『スクラッチ』とは、何のことか?2022/07/05 07:07

 数学の時間が終るや、鈴音は千暁の腕をひっつかんで美術部にダッシュした。 「ほんとごめんほんとごめんほんとごめんんんっ!」 「いいよ」千暁は言った。

 市郡展の審査がないってことが、思いのほか響いていて、うまく絵が描けなくなっていた。 体育館の鈴音たちも、大会がなくなって、ふてくされて練習に身が入らなくなっている。 ……この墨で汚されたのは、今の僕らそのものじゃないか。 千暁は黒のアクリルガッシュを取り出して、特大の黒チューブを金属製のトレーに乗せて、版画に使うローラーにべったりとつけた。 はじから慎重に、しっかりと、あざやかだった絵の上に転がしていく。 黒く。 黒く。 全部、黒くすると、不思議なことに、少しずつ、少しずつ、気持ちは落ち着いていった。 そうだ、なんかこの絵は嘘っぽいって心のどこかでずっと思っていたんだ。

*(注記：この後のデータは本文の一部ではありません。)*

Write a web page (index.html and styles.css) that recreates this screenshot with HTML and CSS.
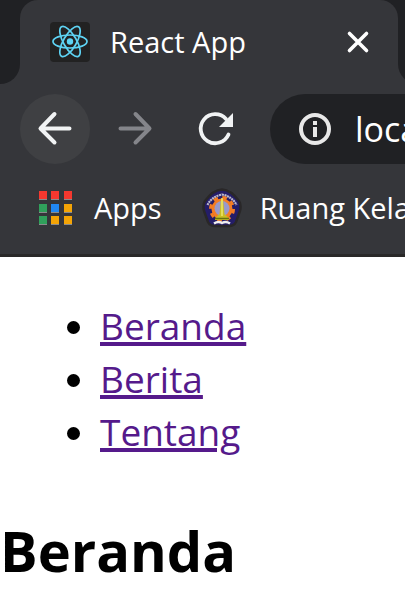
FILE: index.html
```html
<!DOCTYPE html>
<html lang="id">
<head>
<meta charset="utf-8">
<title>React App</title>
<link rel="stylesheet" href="styles.css">
</head>
<body>
<header class="browser">
  <div class="tab-strip">
    <div class="strip-start"></div>
    <div class="tab-slot">
      <div class="tab">
        <svg class="favicon" viewBox="0 0 40 40" aria-hidden="true">
          <rect width="40" height="40" rx="4" fill="#222"/>
          <g fill="none" stroke="#5ed3f3" stroke-width="1.700">
            <ellipse cx="20" cy="19.500" rx="17" ry="6.500"/>
            <ellipse cx="20" cy="19.500" rx="17" ry="6.500" transform="rotate(60 20 19.500)"/>
            <ellipse cx="20" cy="19.500" rx="17" ry="6.500" transform="rotate(120 20 19.500)"/>
          </g>
          <circle cx="20" cy="19.500" r="3.200" fill="#5ed3f3"/>
        </svg>
        <span class="tab-title">React App</span>
        <button class="tab-close" aria-label="Close tab">
          <svg viewBox="0 0 24 24"><path d="M3.500 3.500 20.500 20.500M20.500 3.500 3.500 20.500" fill="none" stroke="#fff" stroke-width="3.600" stroke-linecap="round"/></svg>
        </button>
      </div>
    </div>
    <div class="strip-end"></div>
  </div>
  <div class="toolbar">
    <button class="nav-button active" aria-label="Back">
      <svg viewBox="0 0 40 40"><path d="M34.500 19.500H6M19.500 5 5.500 19.500 19.500 33.500" fill="none" stroke="#f1f3f4" stroke-width="4" stroke-linecap="round" stroke-linejoin="round"/></svg>
    </button>
    <button class="nav-button" aria-label="Forward" disabled>
      <svg viewBox="0 0 40 40"><path d="M5.500 19.500H34M20.500 5 34.500 19.500 20.500 33.500" fill="none" stroke="#84858a" stroke-width="4" stroke-linecap="round" stroke-linejoin="round"/></svg>
    </button>
    <button class="nav-button" aria-label="Reload">
      <svg viewBox="0 0 40 40"><path d="M33.500 25.500A14.500 14.500 0 1 1 31 10" fill="none" stroke="#f1f3f4" stroke-width="3.800" stroke-linecap="round"/><path d="M38 4V18H24Z" fill="#f1f3f4"/></svg>
    </button>
    <label class="address">
      <svg class="info" viewBox="0 0 32 32" aria-hidden="true"><circle cx="16" cy="16" r="14" fill="none" stroke="#e8e8e8" stroke-width="4"/><path d="M14 8h4v4h-4zM14 14h4v10h-4z" fill="#e8e8e8"/></svg>
      <input class="address-input" type="text" value="localhost:3000" aria-label="Address">
    </label>
  </div>
  <nav class="bookmarks">
    <a class="bookmark" href="#apps">
      <svg class="apps-icon" viewBox="0 0 34 34" aria-hidden="true">
        <path d="M1 0h8v9H1zM13 0h8v9h-8zM26 0h8v9h-8zM1 13h8v9H1zM13 13h8v9h-8zM26 13h8v9h-8zM1 25h8v9H1zM13 25h8v9h-8zM26 25h8v9h-8z" fill="#8a8b8d"/>
        <path d="M1 0h8v8H1zM13 0h8v8h-8zM26 0h8v8h-8z" fill="#f5382f"/>
        <path d="M1 13h8v8H1zM1 25h8v8H1z" fill="#30a05b"/>
        <path d="M13 13h8v8h-8z" fill="#2188f3"/>
        <path d="M26 13h8v8h-8zM13 25h8v8h-8zM26 25h8v8h-8z" fill="#f4a406"/>
      </svg>
      <span>Apps</span>
    </a>
    <a class="bookmark" href="#ruang-kelas">
      <svg class="crest" viewBox="0 0 40 40" aria-hidden="true">
        <path d="M20 1.500Q29 2 37 13Q39.500 17 38 23L34 34Q32 38 27 38H13Q8 38 6 34L2 23Q.5 17 3 13Q11 2 20 1.500Z" fill="#241d68" stroke="#292728" stroke-width="2.500"/>
        <path d="M5.500 17Q9 9 20 6.500Q31 9 34.500 17" fill="none" stroke="#bcb9cc" stroke-width="2.200" stroke-dasharray="2 .6"/>
        <circle cx="20" cy="21" r="10.500" fill="#f47d24"/>
        <circle cx="20" cy="21" r="11.500" fill="none" stroke="#f47d24" stroke-width="3" stroke-dasharray="4.500 4.530"/>
        <circle cx="20" cy="20.500" r="7.500" fill="#9999ca"/>
        <path d="M19 11h2L22.500 26l4.500 4v2H13v-2l4.500-4Z" fill="#c9bd25"/>
        <path d="M20 10v18" stroke="#eee96a" stroke-width="1.500"/>
        <path d="M13 30.500h14" stroke="#65720f" stroke-width="1.500"/>
        <path d="M12 35.500Q16 33 20 35Q24 33 28 35.500" fill="none" stroke="#eee" stroke-width="2.500"/>
      </svg>
      <span>Ruang Kelas</span>
    </a>
  </nav>
</header>
<main class="page">
  <ul class="menu">
    <li><a href="#beranda">Beranda</a></li>
    <li><a href="#berita">Berita</a></li>
    <li><a href="#tentang">Tentang</a></li>
  </ul>
  <h1>Beranda</h1>
</main>
</body>
</html>
```
FILE: styles.css
```css
* {
  box-sizing: border-box;
}

body {
  margin: 0;
  background: #fff;
  color: #000;
  font-family: "Segoe UI", "Open Sans", "Noto Sans", sans-serif;
  overflow-x: hidden;
}

svg {
  display: block;
  flex: none;
}

button {
  border: 0;
  padding: 0;
  background: none;
}

.browser {
  background: #35363a;
  border-bottom: 3px solid #292828;
  color: #fff;
  font-size: 29px;
  overflow: hidden;
}

.tab-strip {
  display: flex;
  height: 84px;
}

.strip-start {
  flex: none;
  width: 20px;
  background: #202124;
  border-bottom-right-radius: 20px;
}

.tab-slot {
  flex: none;
  width: 378px;
  background: linear-gradient(#202124 24px, #35363a 24px);
}

.tab {
  display: flex;
  align-items: center;
  height: 100%;
  padding: 0 28px 0 30px;
  background: #35363a;
  border-radius: 18px 18px 0 0;
}

.favicon {
  width: 40px;
  height: 40px;
  margin-right: 20px;
}

.tab-title {
  flex: 1;
  line-height: 40px;
}

.tab-close svg {
  width: 24px;
  height: 24px;
}

.strip-end {
  flex: 1 0 40px;
  background: #202124;
  border-bottom-left-radius: 20px;
}

.toolbar {
  display: flex;
  align-items: center;
  gap: 10px;
  padding: 10px 0 10px 20px;
}

.nav-button {
  display: flex;
  flex: none;
  align-items: center;
  justify-content: center;
  width: 70px;
  height: 70px;
  border-radius: 50%;
}

.nav-button.active {
  background: #3f4043;
}

.nav-button svg {
  width: 40px;
  height: 40px;
}

.address {
  display: flex;
  flex: 1 0 320px;
  align-items: center;
  gap: 24px;
  height: 70px;
  margin-left: 10px;
  padding-left: 29px;
  border-radius: 35px;
  background: #202124;
}

.info {
  width: 32px;
  height: 32px;
}

.address-input {
  flex: 1;
  min-width: 0;
  padding: 0;
  border: 0;
  outline: 0;
  background: none;
  color: #fff;
  font: inherit;
  font-size: 34px;
}

.bookmarks {
  display: flex;
  gap: 40px;
  height: 80px;
  padding: 14px 0 0 38px;
  white-space: nowrap;
}

.bookmark {
  display: flex;
  align-items: center;
  gap: 22px;
  height: 40px;
  color: #fff;
  font-size: 29px;
  line-height: 40px;
  text-decoration: none;
}

.bookmark + .bookmark {
  gap: 18px;
}

.apps-icon {
  width: 34px;
  height: 34px;
}

.crest {
  width: 40px;
  height: 40px;
}

.page {
  padding-top: 42px;
}

.menu {
  margin: 0;
  padding-left: 100px;
  font-size: 37px;
  line-height: 53px;
}

.menu a {
  color: #551a8b;
  text-decoration-thickness: 4px;
  text-underline-offset: 2px;
}

h1 {
  margin: 52px 0 0;
  font-size: 56px;
  font-weight: 700;
  line-height: 80px;
}
```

 がたん、と部室のドアが開いた。 部活が終り、バレー部のネイビーブルーのユニフォームを着たままの鈴音がひどく青ざめた顔をして千暁の顔を見た。 絵を見て、息をのみ、破裂したように大声で泣き出した。 うわぁあああああああ! 千暁は、鈴音をイーゼルの後ろに立たせると、パレットナイフを取り出し、もう乾いたキャンバスの黒を削り出していく。 黒い絵の具の中から、あざやかな色合いが、虹色が、細く細く顔をのぞかせる。 削れ。 削れ。 削り出せ。 決して逃がすな。 対象を捉えろ、この鈴音の爆発を捉えろ。 これは狩猟だ。 獲物を捕まえろ。 生け捕れ。 こんな好戦的な気持ちで絵を描いたのは生まれて初めてだ。

 鈴音は絵を見て、「すごい。すごいきれいだと思った。鼻水出てんのに。ひどい顔なのに」と言う。 「モデル料タダにしてあげるから、鼻水消さね?」とも言ったが、「断る」と千暁。

 ネタバレになるけれど、『スクラッチ』という題は、この削り出しの技法の名前だった。 泉仙先生が、市郡展が審査なしになって、がっかりしていた千暁に、県展に出展したらどうかと提案する。